— WHAT YOU NEED TO DO —
Search the data for the word "screenshot" and copy every line that contains it.
--- MATERIAL ---
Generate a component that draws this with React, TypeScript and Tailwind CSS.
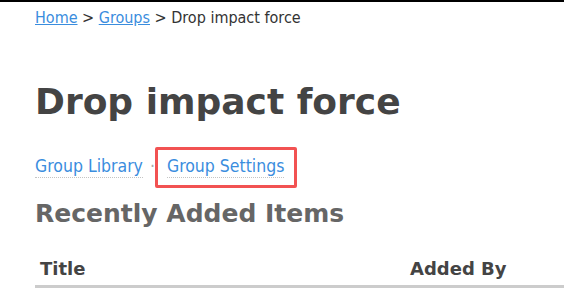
export default function App() {
  const cond = { fontFamily: 'Tahoma, "DejaVu Sans Condensed", "DejaVu Sans", sans-serif' };
  return (
    <div className="w-[564px] h-[288px] overflow-hidden bg-white border-t-2 border-black" style={{ fontFamily: '"DejaVu Sans", Verdana, sans-serif' }}>
      <div className="pl-[35px] pt-[5px]">
        <nav className="text-[16px] text-[#333] leading-[22px]" style={cond}>
          <a href="#" className="text-[#3a8dde] underline">Home</a>
          <span> &gt; </span>
          <a href="#" className="text-[#3a8dde] underline">Groups</a>
          <span> &gt; Drop impact force</span>
        </nav>
        <h1 className="mt-[51px] text-[36px] font-bold text-[#444] leading-[44px]">Drop impact force</h1>
        <div className="mt-[23px] flex items-start text-[17.5px]" style={cond}>
          <a href="#" className="mt-[8px] text-[#3a8dde] border-b border-dotted border-[#c4c4c4] leading-[22px]">Group Library</a>
          <span className="mt-[8px] ml-[7px] text-[#aaa] leading-[22px]">·</span>
          <div className="border-[3px] border-[#f25252] rounded-[2px] pl-[9px] pr-[10px] pt-[5px] pb-[7px]">
            <a href="#" className="text-[#3a8dde] border-b border-dotted border-[#c4c4c4] leading-[22px] block">Group Settings</a>
          </div>
        </div>
        <h2 className="mt-[10px] text-[25px] font-bold text-[#666] leading-[32px]">Recently Added Items</h2>
        <div className="mt-[27px] flex border-b-[3px] border-[#ccc] pb-[4px] text-[18px] leading-[24px] font-bold text-[#444]">
          <div className="pl-[5px] w-[375px]">Title</div>
          <div>Added By</div>
        </div>
      </div>
    </div>
  );
}
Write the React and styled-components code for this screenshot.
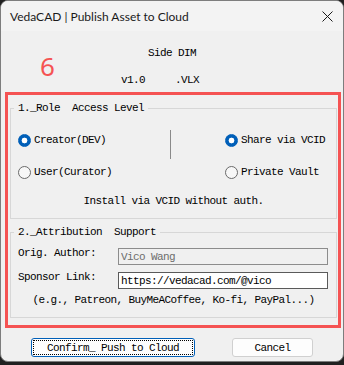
import React from 'react';
import styled, { createGlobalStyle } from 'styled-components';

const mono = `"Liberation Mono", "DejaVu Sans Mono", monospace`;

const GlobalStyle = createGlobalStyle`
  html, body {
    margin: 0;
    padding: 0;
    background: #202020;
  }
  body {
    width: 344px;
    height: 365px;
    overflow: hidden;
  }
`;

const Window = styled.div`
  box-sizing: border-box;
  width: 344px;
  height: 362px;
  background: #f0f0f0;
  border: 1px solid #7d7d7d;
  border-radius: 8px;
  overflow: hidden;
  display: flex;
  flex-direction: column;
  font-family: ${mono};
  font-size: 11px;
  letter-spacing: -0.6px;
  color: #000;
`;

const TitleBar = styled.div`
  height: 30px;
  flex: none;
  display: flex;
  align-items: center;
  justify-content: space-between;
  padding: 0 10px 0 9px;
  background: #f3f3f3;
  font-family: Lato, "Noto Sans", sans-serif;
  font-size: 12px;
  letter-spacing: 0;
  color: #1a1a1a;
`;

const Header = styled.div`
  position: relative;
  height: 61px;
  box-sizing: border-box;
  padding-top: 15px;
  display: flex;
  flex-direction: column;
  gap: 13px;
`;

const Line = styled.div`
  line-height: 14px;
  height: 14px;
  white-space: pre;
  text-align: ${({ $indent }) => ($indent ? 'left' : 'center')};
  padding-left: ${({ $indent }) => $indent || 0}px;
`;

const Badge = styled.div`
  position: absolute;
  left: 39px;
  top: 20px;
  font-family: "Noto Sans", "Open Sans", sans-serif;
  font-size: 26px;
  line-height: 30px;
  letter-spacing: 0;
  color: #f55353;
`;

const RedFrame = styled.div`
  box-sizing: border-box;
  width: 336px;
  margin-left: 4px;
  border: 3px solid #f55353;
  padding: 6px 1px 7px 2px;
  display: flex;
  flex-direction: column;
  gap: 6px;
`;

const Group = styled.fieldset`
  margin: 0;
  min-width: 0;
  border: 1px solid #d7d7d7;
  padding: 0 7px 10px;
`;

const Legend = styled.legend`
  padding: 0 4px;
  margin-left: -4px;
  line-height: 14px;
  white-space: pre;
`;

const OptionRow = styled.div`
  display: flex;
  align-items: flex-start;
  margin-top: 15px;
`;

const OptionCol = styled.div`
  display: flex;
  flex-direction: column;
  gap: 16px;
  padding-top: 2px;
  width: ${({ $width }) => $width || 'auto'};
`;

const Separator = styled.div`
  width: 1px;
  height: 29px;
  background: #8a8a8a;
  margin-right: 54px;
`;

const RadioLabel = styled.label`
  display: flex;
  align-items: center;
  gap: 3px;
  height: 16px;
  line-height: 14px;
  white-space: pre;
`;

const RadioDot = styled.span`
  box-sizing: border-box;
  width: 13px;
  height: 13px;
  border-radius: 50%;
  flex: none;
  border: 1px solid ${({ $checked }) => ($checked ? '#005fb8' : '#6a6a6a')};
  background: ${({ $checked }) =>
    $checked
      ? 'radial-gradient(circle, #ffffff 0 2.6px, #005fb8 3.2px)'
      : '#f7f7f7'};
`;

const Note = styled.div`
  text-align: center;
  line-height: 14px;
  margin-top: ${({ $top }) => $top}px;
  white-space: pre;
`;

const FieldRow = styled.div`
  display: flex;
  align-items: flex-start;
  margin-top: ${({ $top }) => $top}px;
`;

const FieldLabel = styled.div`
  width: 100px;
  line-height: 14px;
  white-space: pre;
`;

const Input = styled.input`
  box-sizing: border-box;
  width: 210px;
  height: 17px;
  margin: 2px 0 0;
  padding: 0 2px;
  font-family: ${mono};
  font-size: 11px;
  letter-spacing: -0.6px;
  border: 1px solid ${({ disabled }) => (disabled ? '#8c8c8c' : '#5a5a5a')};
  border-radius: 0;
  background: ${({ disabled }) => (disabled ? '#f0f0f0' : '#ffffff')};
  color: ${({ disabled }) => (disabled ? '#6d6d6d' : '#000')};
  outline: none;
`;

const ButtonRow = styled.div`
  display: flex;
  gap: 37px;
  padding-left: 30px;
  margin-top: 10px;
`;

const Button = styled.button`
  box-sizing: border-box;
  width: ${({ $width }) => $width}px;
  height: 19px;
  padding: 0;
  font-family: ${mono};
  font-size: 11px;
  letter-spacing: -0.6px;
  color: #000;
  background: #fdfdfd;
  border: 1px solid ${({ $primary }) => ($primary ? '#005fb8' : '#d0d0d0')};
  border-radius: 3px;
  white-space: pre;
  outline: ${({ $primary }) => ($primary ? '1px dotted #000' : 'none')};
  outline-offset: -3px;
`;

const CloseIcon = () => (
  <svg width="11" height="11" viewBox="0 0 11 11">
    <path d="M0.5 0.5 L10.5 10.5 M10.5 0.5 L0.5 10.5" stroke="#1a1a1a" strokeWidth="1" fill="none" />
  </svg>
);

const Radio = ({ checked, children }) => (
  <RadioLabel>
    <RadioDot $checked={checked} />
    {children}
  </RadioLabel>
);

const App = () => (
  <>
    <GlobalStyle />
    <Window>
      <TitleBar>
        <span>VedaCAD | Publish Asset to Cloud</span>
        <CloseIcon />
      </TitleBar>
      <Header>
        <Line>Side DIM</Line>
        <Line $indent={120}>{'v1.0     .VLX'}</Line>
        <Badge>6</Badge>
      </Header>
      <RedFrame>
        <Group>
          <Legend>{'1._Role  Access Level'}</Legend>
          <OptionRow>
            <OptionCol $width="152px">
              <Radio checked>Creator(DEV)</Radio>
              <Radio>User(Curator)</Radio>
            </OptionCol>
            <Separator />
            <OptionCol>
              <Radio checked>Share via VCID</Radio>
              <Radio>Private Vault</Radio>
            </OptionCol>
          </OptionRow>
          <Note $top={14}>Install via VCID without auth.</Note>
        </Group>
        <Group>
          <Legend>{'2._Attribution  Support'}</Legend>
          <FieldRow $top={7}>
            <FieldLabel>Orig. Author:</FieldLabel>
            <Input disabled value="Vico Wang" readOnly />
          </FieldRow>
          <FieldRow $top={5}>
            <FieldLabel>Sponsor Link:</FieldLabel>
            <Input value="https://vedacad.com/@vico" readOnly />
          </FieldRow>
          <Note $top={4}>(e.g., Patreon, BuyMeACoffee, Ko-fi, PayPal...)</Note>
        </Group>
      </RedFrame>
      <ButtonRow>
        <Button $primary $width={164}>Confirm_ Push to Cloud</Button>
        <Button $width={81}>Cancel</Button>
      </ButtonRow>
    </Window>
  </>
);

export default App;
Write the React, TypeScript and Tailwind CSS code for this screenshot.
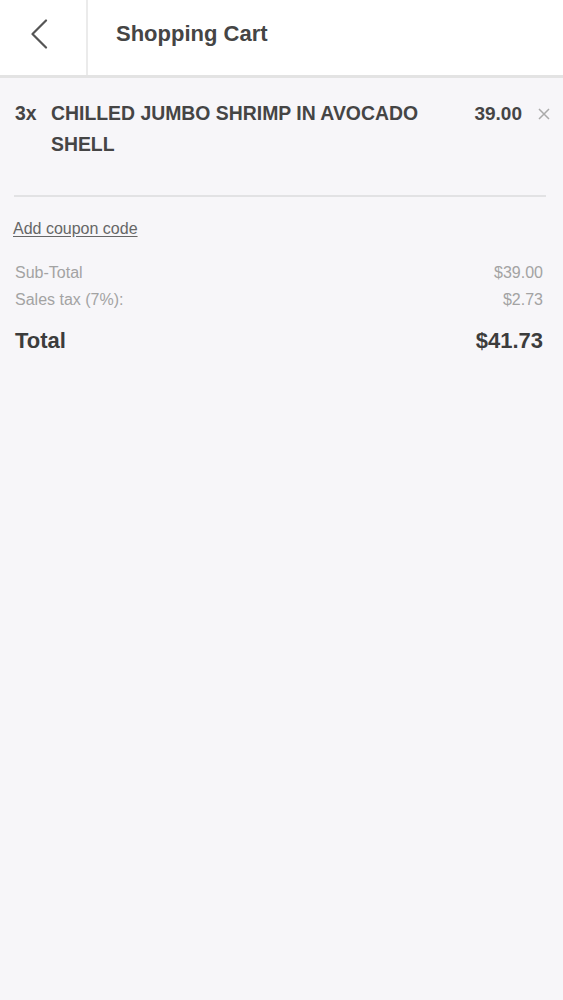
import React from "react";

export default function App() {
  return (
    <div
      className="min-h-[1000px] w-full bg-[#f7f6f9] text-[#444]"
      style={{ fontFamily: '"Liberation Sans", Arial, sans-serif' }}
    >
      <header className="flex h-[78px] bg-white border-b-[3px] border-[#e3e3e3]">
        <button className="flex w-[88px] items-center justify-center border-r-2 border-[#ebebeb] pb-[8px]">
          <svg width="20" height="30" viewBox="0 0 20 30" fill="none" className="ml-[-8px]">
            <path d="M17 1.5 L3.5 15 L17 28.5" stroke="#555" strokeWidth="2.2" strokeLinecap="round" strokeLinejoin="round" />
          </svg>
        </button>
        <h1 className="flex items-center pl-[28px] pb-[8px] text-[22px] font-bold text-[#454545]">Shopping Cart</h1>
      </header>

      <main className="px-[14px]">
        <div className="flex pt-[20px] text-[19.4px] font-bold leading-[31px] text-[#454545]">
          <div className="w-[37px] pl-[1px]">3x</div>
          <div className="flex-1 pr-[30px]">CHILLED JUMBO SHRIMP IN AVOCADO SHELL</div>
          <div className="text-[19px]">39.00</div>
          <button className="ml-[15px] mr-[-1px] mt-[10px] flex h-[13px] w-[13px] items-start justify-center">
            <svg width="12" height="12" viewBox="0 0 12 12">
              <path d="M1 1 L11 11 M11 1 L1 11" stroke="#aaa" strokeWidth="1.5" />
            </svg>
          </button>
        </div>

        <div className="mt-[35px] mr-[3px] h-[2px] bg-[#e2e2e4]" />

        <div className="mt-[20px]">
          <a className="text-[16px] leading-[20px] text-[#666] underline underline-offset-[2px] ml-[-1px]">Add coupon code</a>
        </div>

        <div className="mt-[18px] pr-[6px] text-[16px] leading-[27px] text-[#a3a3a3]">
          <div className="flex justify-between pl-[1px]">
            <span>Sub-Total</span>
            <span>$39.00</span>
          </div>
          <div className="flex justify-between pl-[1px]">
            <span>Sales tax (7%):</span>
            <span>$2.73</span>
          </div>
        </div>

        <div className="mt-[13px] flex justify-between pl-[1px] pr-[6px] text-[22px] font-bold leading-[30px] text-[#3c3c3c]">
          <span>Total</span>
          <span>$41.73</span>
        </div>
      </main>
    </div>
  );
}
---
— WRITTEN RESPONSE —
Write the React and styled-components code for this screenshot.
Write the React, TypeScript and Tailwind CSS code for this screenshot.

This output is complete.